MotorBase — Aluminum 6061
MotorBase-Aluminum6061.stp is the bracket that locates each BLDC motor relative to the body. Aluminum 6061 is specified for its balance of machinability, strength, and low weight. Again, reference ThreadedHole.pdf for all threaded features.
Shaft and bearing press-fits into the machined MotorBase may require a flat-jaw vise. Apply force slowly and evenly — sudden impacts can distort the bore and create runout that degrades motor performance.
Carbon Fiber Panels
The structural side panels are cut from carbon fiber sheet using the 2D drawings in1.RobotModel/Parts-Manufactured/3.CarbonFiberPanels/.
| File | Format | Use |
|---|---|---|
Panel.dwg | AutoCAD DWG | Primary drawing for laser/water-jet machine import |
Panel.pdf | Human-readable reference and vendor quote |
Encoder Magnet Installation
Each BLDC motor requires one diametrically-magnetized disc magnet bonded to its shaft end face. The AS5600 encoder IC reads the rotating magnetic field above this magnet to determine shaft angle; if the magnet is off-center, the sensor reports a non-uniform field that introduces angle error and degrades FOC control quality. Procedure:- Clean the motor shaft end face with isopropyl alcohol and allow it to dry completely.
- Apply a small amount of cyanoacrylate (502 glue) to the shaft end face — less is more; excess glue can wick onto the motor windings.

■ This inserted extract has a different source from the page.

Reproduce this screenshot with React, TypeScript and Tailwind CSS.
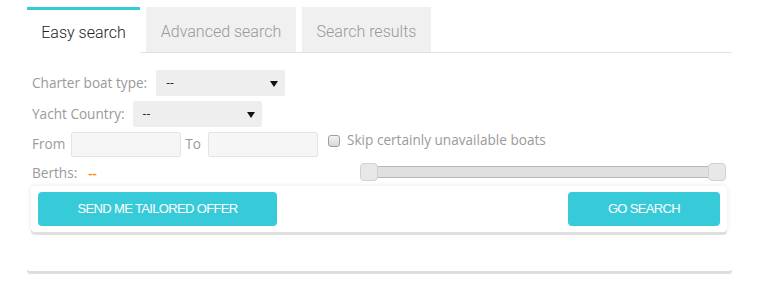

- Place the diametrically-magnetized disc magnet flat against the shaft face, visually centering it on the shaft axis.
- Hold steady for 60 seconds; do not rotate the magnet during curing.
- Allow at least 5 minutes of full cure before handling.
- During final assembly, maintain a 0.5–2 mm axial gap between the magnet surface and the AS5600 sensor face on the Encoder PCB.